The verification gap in practice

CodeRabbit's findings put specific numbers on the verification gap we've been tracking since the governance spending paradox article in March (Article 10). In 2025, the AI industry invested $1.5 trillion across the AI value chain, with $37 billion in enterprise generative AI spending alone and a $4 billion AI coding tools market. Near-zero investment went to AI code verification.

The CodeRabbit data shows what that gap costs in practice. If 46% of code on GitHub is AI-generated (Article 26) and AI-generated code contains 1.7x more bugs, 75% more logic errors, and 8x more performance issues, the total defect load on production systems is increasing even as individual developer velocity metrics improve.

This is the dark side of every velocity metric that AI coding tools celebrate. Yes, developers write code faster. Yes, more pull requests merge per sprint. Yes, time-to-first-draft has collapsed. But if each unit of code carries 1.7x the bug density, 75% more logic errors, and 8x the performance problems, the net effect on system quality depends entirely on whether verification scales with velocity.

For most teams, it doesn't. Code review capacity is still bounded by the number of senior engineers available to review pull requests. Test coverage is still determined by the time allocated to writing tests — time that may be shrinking as teams celebrate the velocity gains from AI-generated implementations and move on to the next feature. Performance testing, the category with the 8x multiplier, is often the first thing cut when delivery timelines compress.

The Cursor-CodeRabbit connection

CodeRabbit's findings arrived two weeks after Cursor announced $1 billion in annualized revenue (Article 40). The juxtaposition is instructive.

Cursor's revenue validates that developers find enormous value in AI-generated code. CodeRabbit's findings validate that AI-generated code carries measurable quality risks. Both findings can be true simultaneously, and both are. The question isn't whether AI coding tools are worth using — the $4 billion market has answered that definitively. The question is what organizations do about the quality delta that CodeRabbit has now quantified.

There are three possible responses.
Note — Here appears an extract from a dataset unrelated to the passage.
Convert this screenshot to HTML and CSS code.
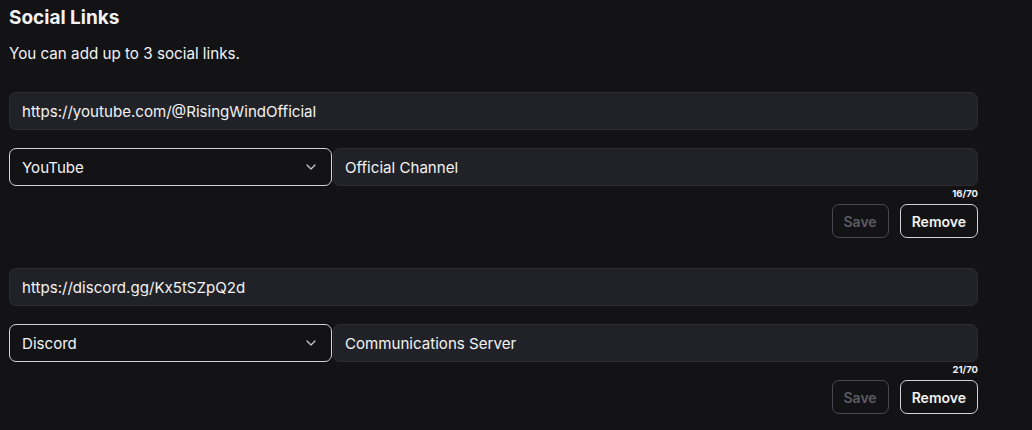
FILE: index.html
```html
<!DOCTYPE html>
<html lang="en">

<head>
    <meta charset="UTF-8">
    <meta name="viewport" content="width=device-width, initial-scale=1.0">
    <title>Social Links</title>
    <link rel="stylesheet" href="styles.css">
</head>

<body>
    <div class="social">
        <h2 class="social-title">Social Links</h2>
        <p class="social-hint">You can add up to 3 social links.</p>

        <div class="link-item">
            <input class="field url" type="text" value="https://youtube.com/@RisingWindOfficial">
            <div class="link-row">
                <div class="select-wrap">
                    <select class="picker">
                        <option selected>YouTube</option>
                        <option>Discord</option>
                    </select>
                    <svg class="chevron" width="10" height="6" viewBox="0 0 10 6">
                        <path d="M1 1l4 4 4-4" fill="none" stroke="#c8c8cc" stroke-width="1.3" stroke-linecap="round" stroke-linejoin="round" />
                    </svg>
                </div>
                <input class="field label" type="text" value="Official Channel">
            </div>
            <div class="counter">16/70</div>
            <div class="actions">
                <button class="btn" disabled>Save</button>
                <button class="btn">Remove</button>
            </div>
        </div>

        <div class="link-item">
            <input class="field url" type="text" value="https://discord.gg/Kx5tSZpQ2d">
            <div class="link-row">
                <div class="select-wrap">
                    <select class="picker">
                        <option>YouTube</option>
                        <option selected>Discord</option>
                    </select>
                    <svg class="chevron" width="10" height="6" viewBox="0 0 10 6">
                        <path d="M1 1l4 4 4-4" fill="none" stroke="#c8c8cc" stroke-width="1.3" stroke-linecap="round" stroke-linejoin="round" />
                    </svg>
                </div>
                <input class="field label" type="text" value="Communications Server">
            </div>
            <div class="counter">21/70</div>
            <div class="actions">
                <button class="btn" disabled>Save</button>
                <button class="btn">Remove</button>
            </div>
        </div>
    </div>
</body>

</html>
```

FILE: styles.css
```css
* {
    padding: 0;
    margin: 0;
    box-sizing: border-box;
}

body {
    background-color: #131316;
    color: #f2f2f4;
    font-family: Inter, "Noto Sans", sans-serif;
}

.social {
    width: 969px;
    margin-left: 9px;
}

.social-title {
    margin-top: 7px;
    font-size: 19px;
    font-weight: 700;
    line-height: 22px;
}

.social-hint {
    margin-top: 15px;
    font-size: 15.2px;
    line-height: 20px;
}

.link-item {
    display: flex;
    flex-direction: column;
    margin-top: 28px;
}

.link-item + .link-item {
    margin-top: 30px;
}

.field {
    height: 38px;
    padding: 0 12px;
    background-color: #212227;
    border: 1px solid #2c2d33;
    border-radius: 7px;
    color: #f2f2f4;
    font: 15.1px Inter, "Noto Sans", sans-serif;
    outline: none;
}

.link-row {
    display: flex;
    gap: 1px;
    margin-top: 18px;
}

.select-wrap {
    position: relative;
    width: 323px;
}

.picker {
    appearance: none;
    width: 100%;
    height: 38px;
    padding: 0 12px;
    background-color: #131316;
    border: 1px solid #d4d4d8;
    border-radius: 7px;
    color: #f2f2f4;
    font: 15.1px Inter, "Noto Sans", sans-serif;
    outline: none;
}

.chevron {
    position: absolute;
    right: 16px;
    top: 16px;
    pointer-events: none;
}

.label {
    flex: 1;
    padding-left: 11px;
}

.counter {
    align-self: flex-end;
    margin-top: 2px;
    font-size: 9.5px;
    font-weight: 700;
    line-height: 12px;
}

.actions {
    display: flex;
    justify-content: flex-end;
    gap: 11px;
    margin-top: 4px;
}

.btn {
    height: 34px;
    padding: 0 11px;
    background: transparent;
    border: 1px solid #d4d4d8;
    border-radius: 7px;
    color: #f2f2f4;
    font: 600 14px Inter, "Noto Sans", sans-serif;
    cursor: pointer;
}

.btn:disabled {
    border-color: #4a4a50;
    color: #5c5c62;
    cursor: default;
}
```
The first is denial: ignore the findings, assume your team is different, and wait for models to improve. This was the dominant response to Veracode's vulnerability findings in July, and the evidence since then suggests it hasn't worked. The second is retrenchment: restrict AI coding tool usage, require additional review cycles, and treat AI as a code suggestion tool rather than a code generation tool. Some organizations will choose this path, but it means forgoing the productivity gains that make AI coding tools valuable in the first place. The third is infrastructure: invest in verification systems — automated quality gates, performance testing pipelines, logic verification frameworks — that catch the specific categories of defects that AI generates more frequently.

The third option is the only one that lets you capture the velocity benefits of AI coding while managing the quality risks that CodeRabbit has quantified. It's also the most expensive in the short term and the least expensive over any meaningful time horizon.

What engineering leaders should do with this data

CodeRabbit's findings are actionable in a way that most AI research isn't. Here's what they suggest for any engineering leader whose team uses AI coding tools.

First, audit your performance testing coverage. The 8x multiplier on performance issues means that if you've been cutting performance testing to capture AI-driven velocity gains, you're accumulating performance debt at eight times the rate of human-written code. Performance issues are the category most likely to cause production incidents and the category least likely to be caught by existing CI/CD pipelines.

Second, reexamine your code review focus. Logic errors — the 75% increase — are the highest-value target for human reviewers. Instead of reviewing AI-generated code for style or structure (which AI generally handles well), concentrate review time on intent verification: does this code do what the requirements actually mean, or does it do what the prompt literally said? This is the gap where AI most consistently fails.

Third, track your defect rates by generation source. If you're not already distinguishing between human-written and AI-generated code in your defect tracking, start. CodeRabbit's population-level findings may or may not match your specific team, codebase, and use patterns. The only way to know is to measure.

Finally, recognize that these findings are about current models at current capabilities. Models will improve. The bug rate will come down. But the structural insight — that AI optimizes for "correct" in a way that doesn't fully capture "performant" or "logically complete" — is unlikely to be solved by scale alone. It requires either model architecture changes that incorporate production-context awareness or verification infrastructure that catches the gap between "correct on the benchmark" and "correct in production."

The data is clear. The action is yours.